- **EXERCISE TASK**: Find the word "this" in the listing; pull out each line holding it.

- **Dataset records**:
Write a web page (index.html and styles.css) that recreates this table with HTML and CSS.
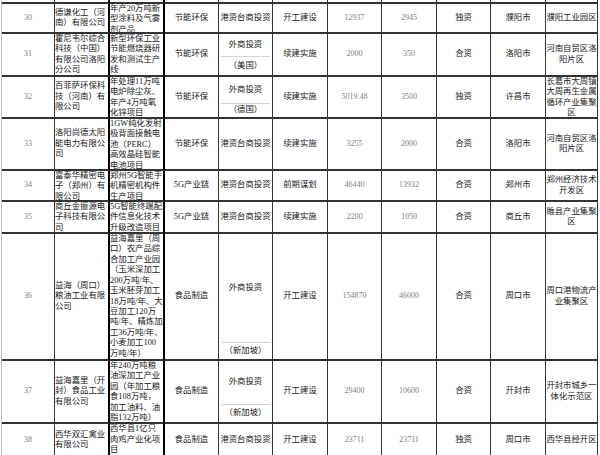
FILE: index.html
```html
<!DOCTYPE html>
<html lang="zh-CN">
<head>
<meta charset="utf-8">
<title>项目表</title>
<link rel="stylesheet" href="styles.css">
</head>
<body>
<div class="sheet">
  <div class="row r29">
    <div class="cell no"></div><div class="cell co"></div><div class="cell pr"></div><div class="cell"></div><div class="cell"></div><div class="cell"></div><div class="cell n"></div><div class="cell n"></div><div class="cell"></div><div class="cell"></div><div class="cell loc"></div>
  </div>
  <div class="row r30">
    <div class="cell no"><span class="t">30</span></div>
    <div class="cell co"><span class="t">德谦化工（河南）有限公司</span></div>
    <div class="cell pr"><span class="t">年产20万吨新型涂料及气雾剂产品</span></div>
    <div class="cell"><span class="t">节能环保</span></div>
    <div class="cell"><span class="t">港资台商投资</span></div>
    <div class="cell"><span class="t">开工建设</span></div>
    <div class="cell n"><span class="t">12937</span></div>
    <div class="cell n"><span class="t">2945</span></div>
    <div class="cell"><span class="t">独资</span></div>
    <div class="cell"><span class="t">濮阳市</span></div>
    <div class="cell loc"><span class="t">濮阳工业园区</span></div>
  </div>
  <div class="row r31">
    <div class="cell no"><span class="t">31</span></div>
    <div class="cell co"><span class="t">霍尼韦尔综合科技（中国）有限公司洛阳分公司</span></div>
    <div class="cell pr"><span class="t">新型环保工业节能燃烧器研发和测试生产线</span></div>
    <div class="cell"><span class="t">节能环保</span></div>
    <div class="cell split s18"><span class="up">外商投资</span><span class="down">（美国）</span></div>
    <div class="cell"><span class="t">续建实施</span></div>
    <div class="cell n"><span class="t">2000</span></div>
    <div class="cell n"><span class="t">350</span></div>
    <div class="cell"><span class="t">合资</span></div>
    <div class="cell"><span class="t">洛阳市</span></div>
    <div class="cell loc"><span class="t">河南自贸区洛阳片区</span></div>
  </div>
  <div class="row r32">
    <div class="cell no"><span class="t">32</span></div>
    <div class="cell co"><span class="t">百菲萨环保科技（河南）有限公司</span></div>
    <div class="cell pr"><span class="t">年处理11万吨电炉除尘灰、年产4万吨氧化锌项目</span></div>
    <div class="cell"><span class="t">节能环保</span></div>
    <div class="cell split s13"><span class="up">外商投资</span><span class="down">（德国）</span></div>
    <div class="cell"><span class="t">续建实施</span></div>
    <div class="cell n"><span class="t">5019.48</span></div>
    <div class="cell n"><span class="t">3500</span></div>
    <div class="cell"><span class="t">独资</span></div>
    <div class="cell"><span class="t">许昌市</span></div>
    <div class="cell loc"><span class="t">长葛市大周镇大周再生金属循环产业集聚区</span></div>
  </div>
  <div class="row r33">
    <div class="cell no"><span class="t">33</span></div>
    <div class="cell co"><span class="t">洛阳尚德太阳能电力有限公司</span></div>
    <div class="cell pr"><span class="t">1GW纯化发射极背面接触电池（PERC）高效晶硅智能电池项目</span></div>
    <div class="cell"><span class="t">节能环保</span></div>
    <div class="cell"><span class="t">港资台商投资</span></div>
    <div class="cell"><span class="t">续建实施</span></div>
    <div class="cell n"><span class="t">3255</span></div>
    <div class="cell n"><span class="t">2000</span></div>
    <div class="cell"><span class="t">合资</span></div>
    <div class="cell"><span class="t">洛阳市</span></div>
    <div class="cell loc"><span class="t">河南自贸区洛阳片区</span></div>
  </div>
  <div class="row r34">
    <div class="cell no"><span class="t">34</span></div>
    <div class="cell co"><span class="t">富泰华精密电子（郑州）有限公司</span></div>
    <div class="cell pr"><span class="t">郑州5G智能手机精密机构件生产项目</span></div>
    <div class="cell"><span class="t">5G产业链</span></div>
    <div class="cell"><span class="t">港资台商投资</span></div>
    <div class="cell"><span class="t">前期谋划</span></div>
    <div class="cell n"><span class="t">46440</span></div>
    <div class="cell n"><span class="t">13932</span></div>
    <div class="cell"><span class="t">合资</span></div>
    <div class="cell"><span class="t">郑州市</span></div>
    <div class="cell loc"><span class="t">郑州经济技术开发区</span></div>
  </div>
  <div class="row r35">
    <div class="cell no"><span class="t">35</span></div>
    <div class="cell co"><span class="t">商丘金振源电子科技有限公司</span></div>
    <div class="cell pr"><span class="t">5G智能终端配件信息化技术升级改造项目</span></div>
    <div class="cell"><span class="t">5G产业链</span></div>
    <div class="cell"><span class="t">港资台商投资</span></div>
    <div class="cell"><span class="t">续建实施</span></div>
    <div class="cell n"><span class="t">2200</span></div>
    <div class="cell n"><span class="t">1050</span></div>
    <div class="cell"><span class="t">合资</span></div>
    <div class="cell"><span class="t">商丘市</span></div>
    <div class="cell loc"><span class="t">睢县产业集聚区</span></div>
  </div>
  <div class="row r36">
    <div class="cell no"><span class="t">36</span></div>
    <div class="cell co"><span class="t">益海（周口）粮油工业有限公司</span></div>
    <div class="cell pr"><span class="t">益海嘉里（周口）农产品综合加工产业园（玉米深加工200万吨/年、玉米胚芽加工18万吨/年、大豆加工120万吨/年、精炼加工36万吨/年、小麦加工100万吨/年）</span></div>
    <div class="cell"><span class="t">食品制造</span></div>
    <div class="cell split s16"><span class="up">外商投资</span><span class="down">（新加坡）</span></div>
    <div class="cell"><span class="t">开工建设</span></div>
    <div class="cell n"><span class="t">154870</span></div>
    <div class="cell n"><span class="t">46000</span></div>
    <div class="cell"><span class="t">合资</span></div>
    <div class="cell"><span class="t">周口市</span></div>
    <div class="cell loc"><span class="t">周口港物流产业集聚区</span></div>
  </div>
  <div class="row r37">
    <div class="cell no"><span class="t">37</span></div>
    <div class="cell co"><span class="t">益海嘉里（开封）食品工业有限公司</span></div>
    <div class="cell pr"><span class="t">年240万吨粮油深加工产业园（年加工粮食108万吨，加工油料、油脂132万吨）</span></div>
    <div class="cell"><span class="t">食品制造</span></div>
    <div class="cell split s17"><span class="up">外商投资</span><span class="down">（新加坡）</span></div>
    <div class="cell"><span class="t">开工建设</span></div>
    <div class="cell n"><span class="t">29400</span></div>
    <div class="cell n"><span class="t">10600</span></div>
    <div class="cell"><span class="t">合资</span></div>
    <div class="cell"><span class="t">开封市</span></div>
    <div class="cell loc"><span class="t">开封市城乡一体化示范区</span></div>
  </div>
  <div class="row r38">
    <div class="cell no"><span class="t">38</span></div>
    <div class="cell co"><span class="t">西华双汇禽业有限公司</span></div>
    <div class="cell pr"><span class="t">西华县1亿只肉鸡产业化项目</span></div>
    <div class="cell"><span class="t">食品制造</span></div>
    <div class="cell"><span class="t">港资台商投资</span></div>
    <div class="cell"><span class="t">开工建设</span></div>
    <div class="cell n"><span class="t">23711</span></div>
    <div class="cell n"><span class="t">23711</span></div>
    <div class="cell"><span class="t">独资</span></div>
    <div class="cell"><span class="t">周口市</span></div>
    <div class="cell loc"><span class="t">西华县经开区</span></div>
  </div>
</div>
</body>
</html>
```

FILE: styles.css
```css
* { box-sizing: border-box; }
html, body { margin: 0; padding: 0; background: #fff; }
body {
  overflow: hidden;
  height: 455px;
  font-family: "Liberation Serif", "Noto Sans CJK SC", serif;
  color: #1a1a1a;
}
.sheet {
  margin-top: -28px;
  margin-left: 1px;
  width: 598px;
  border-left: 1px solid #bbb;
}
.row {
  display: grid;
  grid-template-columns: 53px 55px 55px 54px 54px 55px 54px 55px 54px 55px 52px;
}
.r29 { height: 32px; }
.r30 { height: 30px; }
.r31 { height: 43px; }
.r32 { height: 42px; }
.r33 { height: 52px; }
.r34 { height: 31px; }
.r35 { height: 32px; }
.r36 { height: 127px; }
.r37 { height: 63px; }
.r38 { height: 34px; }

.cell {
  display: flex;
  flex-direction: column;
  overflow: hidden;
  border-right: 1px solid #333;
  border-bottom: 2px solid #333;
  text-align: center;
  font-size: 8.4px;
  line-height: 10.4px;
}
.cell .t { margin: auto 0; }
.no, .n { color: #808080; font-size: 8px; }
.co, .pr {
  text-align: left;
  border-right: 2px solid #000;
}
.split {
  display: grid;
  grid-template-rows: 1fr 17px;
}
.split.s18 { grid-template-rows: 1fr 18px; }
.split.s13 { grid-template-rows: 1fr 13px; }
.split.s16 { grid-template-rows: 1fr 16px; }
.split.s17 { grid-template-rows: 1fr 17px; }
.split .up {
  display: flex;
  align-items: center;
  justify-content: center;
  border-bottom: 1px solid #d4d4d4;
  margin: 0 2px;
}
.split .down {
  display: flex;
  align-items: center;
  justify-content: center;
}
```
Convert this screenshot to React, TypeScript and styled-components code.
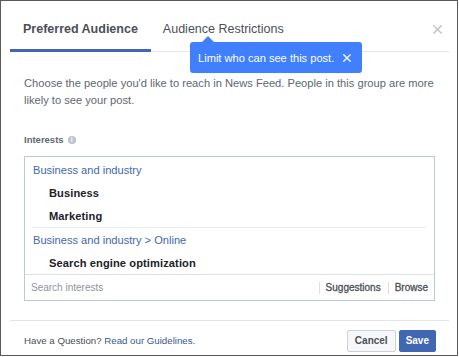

- **EXERCISE ANSWER**:
Write a web page (index.html and styles.css) that recreates this table with HTML and CSS.
Convert this screenshot to React, TypeScript and styled-components code.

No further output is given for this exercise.